The amount of static analysis done in Nuitka is now going to quickly expand, with more and more constructs predicted to raise errors or simplified. This will be an ongoing activity, as many types of expressions need to be enhanced, and only one missing will not let it optimize as well.

Also, it seems about time to add dedicated code for specific types to be as fast as C code. This opens up vast possibilities for acceleration and will lead us to zero overhead C bindings eventually. But initially the drive is towards enhanced import analysis, to become able to know the precide module expected to be imported, and derive type information from this.

The coming work will attack to start whole program optimization, as well as enhanced local value shape analysis, as well specialized type code generation, which will make Nuitka improve speed.

Nuitka Release 0.5.22

This is to inform you about the new stable release of Nuitka. It is the extremely compatible Python compiler. Please see the page "What is Nuitka?" for an overview.
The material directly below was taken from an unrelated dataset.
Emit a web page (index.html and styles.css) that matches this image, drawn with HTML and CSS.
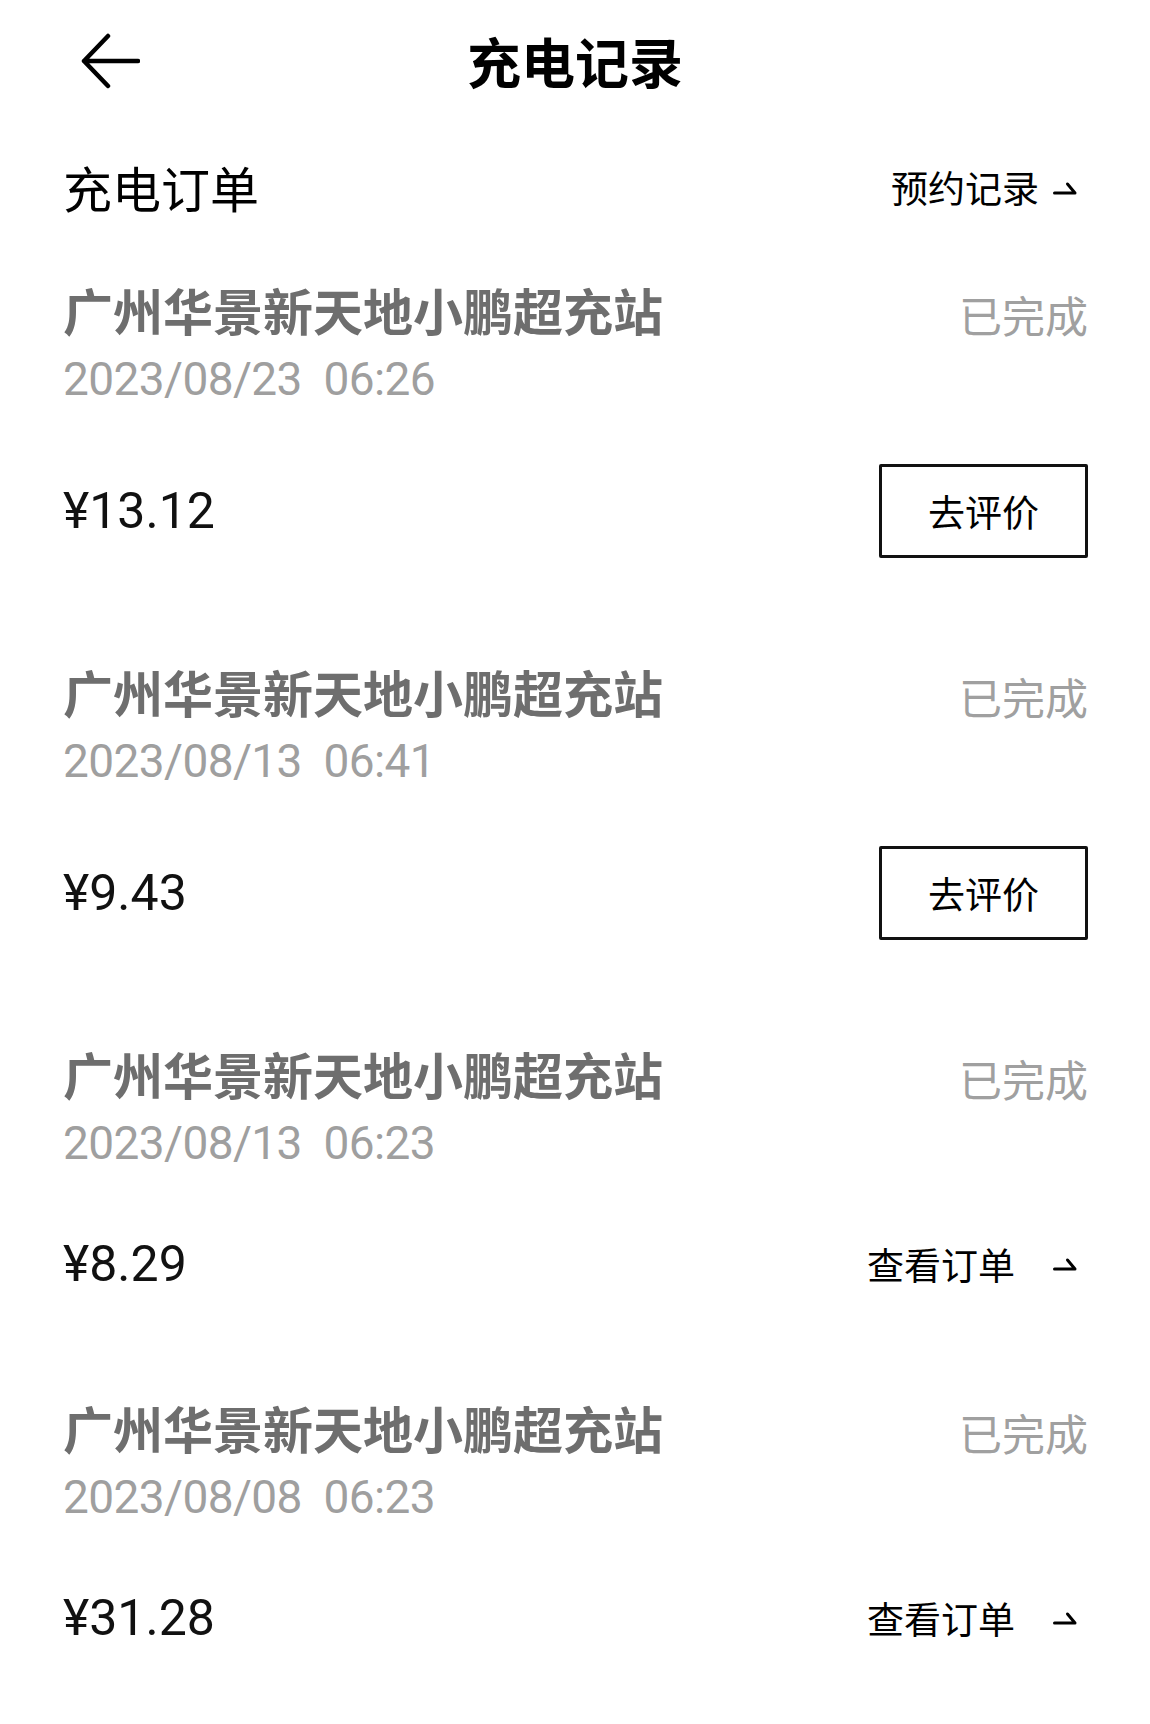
FILE: index.html
```html
<!DOCTYPE html>
<html lang="zh-CN">
<head>
<meta charset="utf-8">
<title>充电记录</title>
<link rel="stylesheet" href="styles.css">
</head>
<body>
<div class="page">
  <header class="topbar">
    <button class="back" aria-label="返回">
      <svg width="60" height="56" viewBox="0 0 60 56"><path d="M28 3 L4 28 L28 53 M4 28 L58 28" fill="none" stroke="#000" stroke-width="4.5" stroke-linecap="round" stroke-linejoin="round"/></svg>
    </button>
    <h1 class="title">充电记录</h1>
    <span class="spacer"></span>
  </header>

  <div class="section-head">
    <h2 class="section-title">充电订单</h2>
    <a class="link link-tight">预约记录<svg class="harpoon" width="24" height="14" viewBox="0 0 24 14"><path d="M1.5 12 L22 12 L14.5 3" fill="none" stroke="#000" stroke-width="3" stroke-linecap="round" stroke-linejoin="round"/></svg></a>
  </div>

  <div class="orders">
    <div class="order">
      <div class="order-top">
        <div class="station">广州华景新天地小鹏超充站</div>
        <div class="status">已完成</div>
      </div>
      <div class="date">2023/08/23&nbsp; 06:26</div>
      <div class="order-bottom">
        <div class="price">¥13.12</div>
        <button class="btn">去评价</button>
      </div>
    </div>

    <div class="order">
      <div class="order-top">
        <div class="station">广州华景新天地小鹏超充站</div>
        <div class="status">已完成</div>
      </div>
      <div class="date">2023/08/13&nbsp; 06:41</div>
      <div class="order-bottom">
        <div class="price">¥9.43</div>
        <button class="btn">去评价</button>
      </div>
    </div>

    <div class="order">
      <div class="order-top">
        <div class="station">广州华景新天地小鹏超充站</div>
        <div class="status">已完成</div>
      </div>
      <div class="date">2023/08/13&nbsp; 06:23</div>
      <div class="order-bottom short">
        <div class="price">¥8.29</div>
        <a class="link link-wide">查看订单<svg class="harpoon" width="24" height="14" viewBox="0 0 24 14"><path d="M1.5 12 L22 12 L14.5 3" fill="none" stroke="#000" stroke-width="3" stroke-linecap="round" stroke-linejoin="round"/></svg></a>
      </div>
    </div>

    <div class="order">
      <div class="order-top">
        <div class="station">广州华景新天地小鹏超充站</div>
        <div class="status">已完成</div>
      </div>
      <div class="date">2023/08/08&nbsp; 06:23</div>
      <div class="order-bottom short">
        <div class="price">¥31.28</div>
        <a class="link link-wide">查看订单<svg class="harpoon" width="24" height="14" viewBox="0 0 24 14"><path d="M1.5 12 L22 12 L14.5 3" fill="none" stroke="#000" stroke-width="3" stroke-linecap="round" stroke-linejoin="round"/></svg></a>
      </div>
    </div>
  </div>
</div>
</body>
</html>
```

FILE: styles.css
```css
* { box-sizing: border-box; }

html, body {
  margin: 0;
  padding: 0;
  background: #fff;
}

body {
  font-family: "Roboto", "Noto Sans CJK SC", sans-serif;
  color: #000;
}

.page {
  width: 1150px;
  min-height: 1724px;
}

.topbar {
  height: 122px;
  display: grid;
  grid-template-columns: 1fr auto 1fr;
  align-items: center;
  padding: 0 80px;
}

.back {
  justify-self: start;
  border: 0;
  background: none;
  padding: 0;
  margin: 0;
  width: 60px;
  height: 56px;
  display: flex;
}

.title {
  margin: 0;
  font-family: "Noto Sans CJK SC", sans-serif;
  font-size: 54px;
  font-weight: 700;
  line-height: 60px;
  color: #000;
}

.section-head {
  height: 130px;
  display: flex;
  align-items: center;
  justify-content: space-between;
  padding: 0 73px 0 63px;
}

.section-title {
  margin: 0;
  font-family: "Noto Sans CJK SC", sans-serif;
  font-size: 49px;
  font-weight: 400;
  line-height: 60px;
  color: #000;
}

.link {
  display: flex;
  align-items: center;
  font-family: "Noto Sans CJK SC", sans-serif;
  font-size: 37px;
  line-height: 50px;
  color: #000;
}

.link-tight .harpoon { margin-left: 14px; margin-top: 2px; }
.link-wide .harpoon { margin-left: 38px; margin-top: 0; }

.orders {
  margin-top: 27px;
  display: flex;
  flex-direction: column;
  gap: 103px;
  padding: 0 62px 0 63px;
}

.order-top {
  display: flex;
  justify-content: space-between;
  align-items: flex-start;
}

.station {
  font-family: "Noto Sans CJK SC", sans-serif;
  font-size: 50px;
  font-weight: 700;
  line-height: 60px;
  color: #6e6e6e;
}

.status {
  margin-top: 5px;
  font-family: "Noto Sans CJK SC", sans-serif;
  font-size: 43px;
  line-height: 60px;
  color: #a0a0a0;
}

.date {
  margin-top: 10px;
  font-family: "Roboto", sans-serif;
  font-size: 46px;
  line-height: 50px;
  letter-spacing: -0.6px;
  color: #9f9f9f;
}

.order-bottom {
  margin-top: 60px;
  height: 94px;
  display: flex;
  justify-content: space-between;
  align-items: center;
}

.order-bottom.short {
  margin-top: 66px;
  height: 60px;
}

.order-bottom.short .link {
  padding-right: 11px;
}

.price {
  font-family: "Roboto", sans-serif;
  font-size: 50px;
  line-height: 60px;
  color: #111;
}

.btn {
  width: 209px;
  height: 94px;
  border: 3px solid #111;
  border-radius: 2px;
  background: #fff;
  font-family: "Noto Sans CJK SC", sans-serif;
  font-size: 37px;
  line-height: 50px;
  color: #000;
  padding: 0;
  display: flex;
  align-items: center;
  justify-content: center;
}
```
This release is mostly an intermediate release on the way to the large goal of having per module compilation that is cachable and requires far less memory for large programs. This is currently in progress, but required many changes that are in this release, more will be needed.

It also contains a bunch of bug fixes and enhancements that are worth to be released, and the next changes are going to be more invasive.

Bug Fixes

  • Compatibility: Classes with decorated __new__ functions could miss out on the staticmethod decorator that is implicit. It's now applied always, unless of course it's already done manually. This corrects an issue found with Pandas. Fixed in 0.5.22.1 already.
  • Standalone: For at least Python 3.4 or higher, it could happen that the locale needed was not importable. Fixed in 0.5.22.1 already.
  • Compatibility: Do not falsely assume that not expressions cannot raise on boolean expressions, since those arguments might raise during creation. This could lead to wrong optimization. Fixed in 0.5.22.2 already.
  • Standalone: Do not include system specific C libraries in the distribution created. This would lead to problems for some configurations on Linux in cases the glibc is no longer compatible with newer oder older kernels. Fixed in 0.5.22.2 already.
  • The --recurse-directory option didn't check with decision mechanisms for module inclusion, making it impossible to avoid some things.

Optimization

  • Introduced specialized constant classes for empty dictionaries and other special constants, e.g. "True" and "False", so that they can have more hard coded properties and save memory by sharing constant values.
  • The "technical" sharing of a variable is only consider for variables that had some sharing going in the first place, speeing things up quite a bit for that still critical check.
  • Memory savings coming from enhanced trace storage are already visible at about 1%. That is not as much as the reloading will mean, but still helpful to use less overall.

Cleanups

  • The global variable registry was removed. It was in the way of unloading and reloading modules easily. Instead variables are now attached to their owner and referenced by other users. When they are released, these variables are released.
  • Global variable traces were removed. Instead each variable has a list of the traces attached to it. For non-shared variables, this allows to sooner tell attributes of those variables, allowing for sooner optimization of them.
  • No longer trace all initial users of a variable, just merely if there were such and if it constitutes sharing syntactically too. Not only does this save memory, it avoids useless references of the variable to functions that stop using it due to optimization.
  • Create constant nodes via a factory function to avoid non-special instances where variants exist that would be faster to use.
  • Moved the C string functions to a proper nuitka.utils.CStrings package as we use it for better code names of functions and modules.
  • Made functions and explicit child node of modules, which makes their use more generic, esp. for re-loading modules.
  • Have a dedicated function for building frame nodes, making it easier to see where they are created.

Summary

This release is the result of a couple of months work, and somwhat means that proper re-loading of cached results is becoming in sight. The reloading of modules still fails for some things, and more changes will be needed, but with that out of the way, Nuitka's footprint is about to drop and making it then absolutely scalable. Something considered very important before starting to trace more information about values.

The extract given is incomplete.